To be done:
Exclude the pictures and return every line exactly as written.

>> BEGIN Supplied material

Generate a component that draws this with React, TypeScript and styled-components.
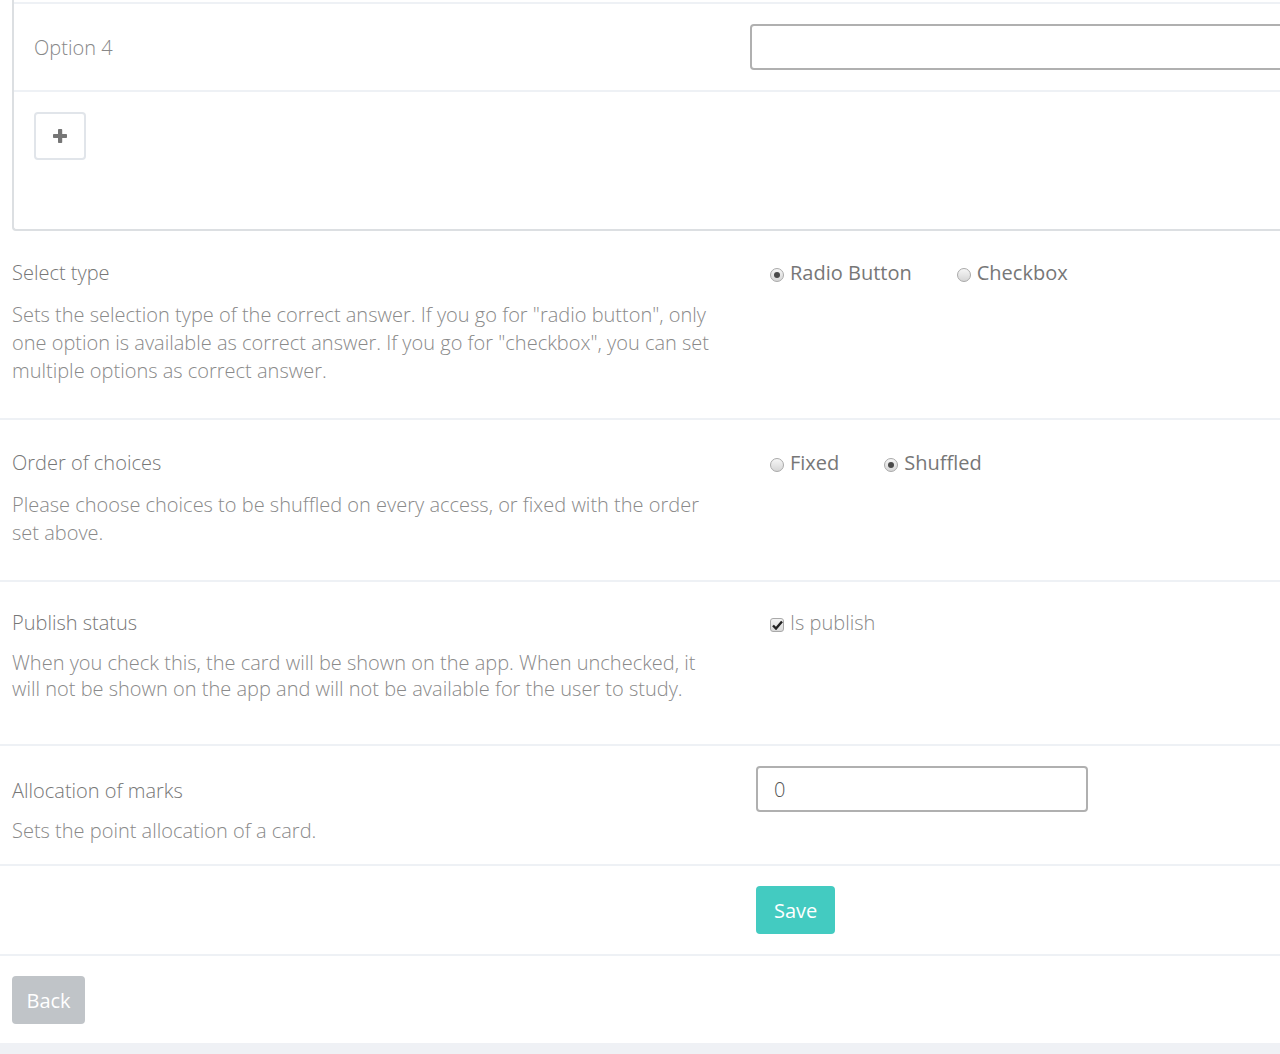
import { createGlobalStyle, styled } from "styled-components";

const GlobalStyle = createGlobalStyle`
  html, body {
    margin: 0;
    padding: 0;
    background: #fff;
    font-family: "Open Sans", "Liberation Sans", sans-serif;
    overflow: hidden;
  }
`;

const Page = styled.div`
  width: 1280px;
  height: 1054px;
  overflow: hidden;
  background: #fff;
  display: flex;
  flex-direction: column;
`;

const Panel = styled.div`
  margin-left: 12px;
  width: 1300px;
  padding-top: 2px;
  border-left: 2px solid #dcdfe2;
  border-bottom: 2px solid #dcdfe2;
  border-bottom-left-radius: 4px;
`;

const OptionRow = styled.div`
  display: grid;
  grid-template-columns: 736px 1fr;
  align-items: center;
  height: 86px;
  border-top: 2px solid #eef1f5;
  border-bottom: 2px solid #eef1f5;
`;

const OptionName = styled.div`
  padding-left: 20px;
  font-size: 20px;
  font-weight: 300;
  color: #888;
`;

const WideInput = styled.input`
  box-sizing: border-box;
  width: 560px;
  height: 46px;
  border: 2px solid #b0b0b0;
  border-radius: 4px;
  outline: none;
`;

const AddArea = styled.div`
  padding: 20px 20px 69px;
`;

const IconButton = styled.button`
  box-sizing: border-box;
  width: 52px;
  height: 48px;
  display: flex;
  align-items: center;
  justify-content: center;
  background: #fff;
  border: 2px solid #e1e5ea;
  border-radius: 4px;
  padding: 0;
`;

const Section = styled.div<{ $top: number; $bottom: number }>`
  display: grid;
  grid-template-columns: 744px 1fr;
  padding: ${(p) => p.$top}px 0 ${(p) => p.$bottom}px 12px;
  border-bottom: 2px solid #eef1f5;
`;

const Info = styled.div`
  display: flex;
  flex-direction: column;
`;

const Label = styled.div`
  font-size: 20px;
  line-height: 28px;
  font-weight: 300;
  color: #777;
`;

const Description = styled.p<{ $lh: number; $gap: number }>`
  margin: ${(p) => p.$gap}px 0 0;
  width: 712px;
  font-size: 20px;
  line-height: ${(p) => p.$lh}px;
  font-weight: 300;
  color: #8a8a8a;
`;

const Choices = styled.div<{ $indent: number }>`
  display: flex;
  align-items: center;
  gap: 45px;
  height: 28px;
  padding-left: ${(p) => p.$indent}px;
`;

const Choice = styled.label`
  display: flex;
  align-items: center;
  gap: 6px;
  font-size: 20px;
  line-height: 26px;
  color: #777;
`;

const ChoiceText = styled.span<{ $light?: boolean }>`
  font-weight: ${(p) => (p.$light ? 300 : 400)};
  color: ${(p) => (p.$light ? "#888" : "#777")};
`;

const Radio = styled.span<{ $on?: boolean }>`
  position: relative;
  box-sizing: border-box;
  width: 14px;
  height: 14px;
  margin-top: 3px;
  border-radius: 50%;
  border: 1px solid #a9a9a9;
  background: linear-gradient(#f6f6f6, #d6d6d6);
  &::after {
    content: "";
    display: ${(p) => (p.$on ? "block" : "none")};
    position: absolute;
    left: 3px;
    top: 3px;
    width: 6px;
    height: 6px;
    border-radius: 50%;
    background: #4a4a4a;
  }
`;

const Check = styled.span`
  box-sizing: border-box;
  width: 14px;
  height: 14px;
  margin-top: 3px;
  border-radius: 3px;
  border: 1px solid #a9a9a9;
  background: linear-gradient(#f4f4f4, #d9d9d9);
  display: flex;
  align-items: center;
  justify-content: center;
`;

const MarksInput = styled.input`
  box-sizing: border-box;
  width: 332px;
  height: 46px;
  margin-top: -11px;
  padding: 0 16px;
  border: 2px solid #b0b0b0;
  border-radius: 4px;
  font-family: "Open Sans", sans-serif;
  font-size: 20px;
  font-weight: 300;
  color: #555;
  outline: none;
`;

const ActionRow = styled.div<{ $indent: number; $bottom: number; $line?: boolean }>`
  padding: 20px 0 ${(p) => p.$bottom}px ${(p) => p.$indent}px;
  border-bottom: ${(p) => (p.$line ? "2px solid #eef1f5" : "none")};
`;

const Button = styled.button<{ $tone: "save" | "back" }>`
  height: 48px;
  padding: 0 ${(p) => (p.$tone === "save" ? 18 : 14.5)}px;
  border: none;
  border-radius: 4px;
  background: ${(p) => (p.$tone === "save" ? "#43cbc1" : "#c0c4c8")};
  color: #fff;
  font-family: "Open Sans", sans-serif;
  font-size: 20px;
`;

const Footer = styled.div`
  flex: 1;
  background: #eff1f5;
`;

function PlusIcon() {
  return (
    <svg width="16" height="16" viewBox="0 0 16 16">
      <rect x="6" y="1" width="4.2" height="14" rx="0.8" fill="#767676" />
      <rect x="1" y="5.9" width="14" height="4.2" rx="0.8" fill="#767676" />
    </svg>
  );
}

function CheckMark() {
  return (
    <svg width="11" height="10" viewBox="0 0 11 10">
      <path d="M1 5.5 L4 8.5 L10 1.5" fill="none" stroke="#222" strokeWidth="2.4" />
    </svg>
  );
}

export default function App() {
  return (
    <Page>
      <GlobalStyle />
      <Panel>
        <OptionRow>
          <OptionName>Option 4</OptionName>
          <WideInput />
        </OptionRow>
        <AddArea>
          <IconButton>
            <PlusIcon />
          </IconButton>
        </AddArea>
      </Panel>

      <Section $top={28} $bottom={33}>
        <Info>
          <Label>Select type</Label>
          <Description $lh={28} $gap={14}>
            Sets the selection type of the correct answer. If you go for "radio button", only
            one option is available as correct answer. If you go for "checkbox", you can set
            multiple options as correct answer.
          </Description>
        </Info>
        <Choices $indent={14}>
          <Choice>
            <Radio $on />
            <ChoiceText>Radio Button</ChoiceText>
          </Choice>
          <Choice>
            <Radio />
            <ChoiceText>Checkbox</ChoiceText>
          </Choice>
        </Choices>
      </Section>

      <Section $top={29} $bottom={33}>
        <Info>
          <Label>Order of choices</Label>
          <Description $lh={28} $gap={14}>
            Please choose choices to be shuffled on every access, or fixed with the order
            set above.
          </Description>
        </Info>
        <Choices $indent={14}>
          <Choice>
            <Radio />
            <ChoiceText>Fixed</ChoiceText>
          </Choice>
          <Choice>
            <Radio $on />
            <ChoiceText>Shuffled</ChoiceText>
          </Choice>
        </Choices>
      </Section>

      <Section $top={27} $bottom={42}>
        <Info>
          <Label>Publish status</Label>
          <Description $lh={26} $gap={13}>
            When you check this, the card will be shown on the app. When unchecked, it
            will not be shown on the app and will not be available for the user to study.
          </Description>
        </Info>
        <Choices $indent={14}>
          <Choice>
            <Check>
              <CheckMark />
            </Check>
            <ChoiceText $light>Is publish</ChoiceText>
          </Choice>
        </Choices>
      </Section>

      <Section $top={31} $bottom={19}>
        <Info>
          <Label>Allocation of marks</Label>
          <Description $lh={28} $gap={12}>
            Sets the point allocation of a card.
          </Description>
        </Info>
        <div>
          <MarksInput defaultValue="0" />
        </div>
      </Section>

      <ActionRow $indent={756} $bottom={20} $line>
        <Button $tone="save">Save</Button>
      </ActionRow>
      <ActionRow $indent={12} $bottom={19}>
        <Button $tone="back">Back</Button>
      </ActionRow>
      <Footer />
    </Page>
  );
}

>> END Supplied material

Answer:
Generate a component that draws this with React, TypeScript and styled-components.
import { createGlobalStyle, styled } from "styled-components";

const GlobalStyle = createGlobalStyle`
  html, body {
    margin: 0;
    padding: 0;
    background: #fff;
    font-family: "Open Sans", "Liberation Sans", sans-serif;
    overflow: hidden;
  }
`;

const Page = styled.div`
  width: 1280px;
  height: 1054px;
  overflow: hidden;
  background: #fff;
  display: flex;
  flex-direction: column;
`;

const Panel = styled.div`
  margin-left: 12px;
  width: 1300px;
  padding-top: 2px;
  border-left: 2px solid #dcdfe2;
  border-bottom: 2px solid #dcdfe2;
  border-bottom-left-radius: 4px;
`;

const OptionRow = styled.div`
  display: grid;
  grid-template-columns: 736px 1fr;
  align-items: center;
  height: 86px;
  border-top: 2px solid #eef1f5;
  border-bottom: 2px solid #eef1f5;
`;

const OptionName = styled.div`
  padding-left: 20px;
  font-size: 20px;
  font-weight: 300;
  color: #888;
`;

const WideInput = styled.input`
  box-sizing: border-box;
  width: 560px;
  height: 46px;
  border: 2px solid #b0b0b0;
  border-radius: 4px;
  outline: none;
`;

const AddArea = styled.div`
  padding: 20px 20px 69px;
`;

const IconButton = styled.button`
  box-sizing: border-box;
  width: 52px;
  height: 48px;
  display: flex;
  align-items: center;
  justify-content: center;
  background: #fff;
  border: 2px solid #e1e5ea;
  border-radius: 4px;
  padding: 0;
`;

const Section = styled.div<{ $top: number; $bottom: number }>`
  display: grid;
  grid-template-columns: 744px 1fr;
  padding: ${(p) => p.$top}px 0 ${(p) => p.$bottom}px 12px;
  border-bottom: 2px solid #eef1f5;
`;

const Info = styled.div`
  display: flex;
  flex-direction: column;
`;

const Label = styled.div`
  font-size: 20px;
  line-height: 28px;
  font-weight: 300;
  color: #777;
`;

const Description = styled.p<{ $lh: number; $gap: number }>`
  margin: ${(p) => p.$gap}px 0 0;
  width: 712px;
  font-size: 20px;
  line-height: ${(p) => p.$lh}px;
  font-weight: 300;
  color: #8a8a8a;
`;

const Choices = styled.div<{ $indent: number }>`
  display: flex;
  align-items: center;
  gap: 45px;
  height: 28px;
  padding-left: ${(p) => p.$indent}px;
`;

const Choice = styled.label`
  display: flex;
  align-items: center;
  gap: 6px;
  font-size: 20px;
  line-height: 26px;
  color: #777;
`;

const ChoiceText = styled.span<{ $light?: boolean }>`
  font-weight: ${(p) => (p.$light ? 300 : 400)};
  color: ${(p) => (p.$light ? "#888" : "#777")};
`;

const Radio = styled.span<{ $on?: boolean }>`
  position: relative;
  box-sizing: border-box;
  width: 14px;
  height: 14px;
  margin-top: 3px;
  border-radius: 50%;
  border: 1px solid #a9a9a9;
  background: linear-gradient(#f6f6f6, #d6d6d6);
  &::after {
    content: "";
    display: ${(p) => (p.$on ? "block" : "none")};
    position: absolute;
    left: 3px;
    top: 3px;
    width: 6px;
    height: 6px;
    border-radius: 50%;
    background: #4a4a4a;
  }
`;

const Check = styled.span`
  box-sizing: border-box;
  width: 14px;
  height: 14px;
  margin-top: 3px;
  border-radius: 3px;
  border: 1px solid #a9a9a9;
  background: linear-gradient(#f4f4f4, #d9d9d9);
  display: flex;
  align-items: center;
  justify-content: center;
`;

const MarksInput = styled.input`
  box-sizing: border-box;
  width: 332px;
  height: 46px;
  margin-top: -11px;
  padding: 0 16px;
  border: 2px solid #b0b0b0;
  border-radius: 4px;
  font-family: "Open Sans", sans-serif;
  font-size: 20px;
  font-weight: 300;
  color: #555;
  outline: none;
`;

const ActionRow = styled.div<{ $indent: number; $bottom: number; $line?: boolean }>`
  padding: 20px 0 ${(p) => p.$bottom}px ${(p) => p.$indent}px;
  border-bottom: ${(p) => (p.$line ? "2px solid #eef1f5" : "none")};
`;

const Button = styled.button<{ $tone: "save" | "back" }>`
  height: 48px;
  padding: 0 ${(p) => (p.$tone === "save" ? 18 : 14.5)}px;
  border: none;
  border-radius: 4px;
  background: ${(p) => (p.$tone === "save" ? "#43cbc1" : "#c0c4c8")};
  color: #fff;
  font-family: "Open Sans", sans-serif;
  font-size: 20px;
`;

const Footer = styled.div`
  flex: 1;
  background: #eff1f5;
`;

function PlusIcon() {
  return (
    <svg width="16" height="16" viewBox="0 0 16 16">
      <rect x="6" y="1" width="4.2" height="14" rx="0.8" fill="#767676" />
      <rect x="1" y="5.9" width="14" height="4.2" rx="0.8" fill="#767676" />
    </svg>
  );
}

function CheckMark() {
  return (
    <svg width="11" height="10" viewBox="0 0 11 10">
      <path d="M1 5.5 L4 8.5 L10 1.5" fill="none" stroke="#222" strokeWidth="2.4" />
    </svg>
  );
}

export default function App() {
  return (
    <Page>
      <GlobalStyle />
      <Panel>
        <OptionRow>
          <OptionName>Option 4</OptionName>
          <WideInput />
        </OptionRow>
        <AddArea>
          <IconButton>
            <PlusIcon />
          </IconButton>
        </AddArea>
      </Panel>

      <Section $top={28} $bottom={33}>
        <Info>
          <Label>Select type</Label>
          <Description $lh={28} $gap={14}>
            Sets the selection type of the correct answer. If you go for "radio button", only
            one option is available as correct answer. If you go for "checkbox", you can set
            multiple options as correct answer.
          </Description>
        </Info>
        <Choices $indent={14}>
          <Choice>
            <Radio $on />
            <ChoiceText>Radio Button</ChoiceText>
          </Choice>
          <Choice>
            <Radio />
            <ChoiceText>Checkbox</ChoiceText>
          </Choice>
        </Choices>
      </Section>

      <Section $top={29} $bottom={33}>
        <Info>
          <Label>Order of choices</Label>
          <Description $lh={28} $gap={14}>
            Please choose choices to be shuffled on every access, or fixed with the order
            set above.
          </Description>
        </Info>
        <Choices $indent={14}>
          <Choice>
            <Radio />
            <ChoiceText>Fixed</ChoiceText>
          </Choice>
          <Choice>
            <Radio $on />
            <ChoiceText>Shuffled</ChoiceText>
          </Choice>
        </Choices>
      </Section>

      <Section $top={27} $bottom={42}>
        <Info>
          <Label>Publish status</Label>
          <Description $lh={26} $gap={13}>
            When you check this, the card will be shown on the app. When unchecked, it
            will not be shown on the app and will not be available for the user to study.
          </Description>
        </Info>
        <Choices $indent={14}>
          <Choice>
            <Check>
              <CheckMark />
            </Check>
            <ChoiceText $light>Is publish</ChoiceText>
          </Choice>
        </Choices>
      </Section>

      <Section $top={31} $bottom={19}>
        <Info>
          <Label>Allocation of marks</Label>
          <Description $lh={28} $gap={12}>
            Sets the point allocation of a card.
          </Description>
        </Info>
        <div>
          <MarksInput defaultValue="0" />
        </div>
      </Section>

      <ActionRow $indent={756} $bottom={20} $line>
        <Button $tone="save">Save</Button>
      </ActionRow>
      <ActionRow $indent={12} $bottom={19}>
        <Button $tone="back">Back</Button>
      </ActionRow>
      <Footer />
    </Page>
  );
}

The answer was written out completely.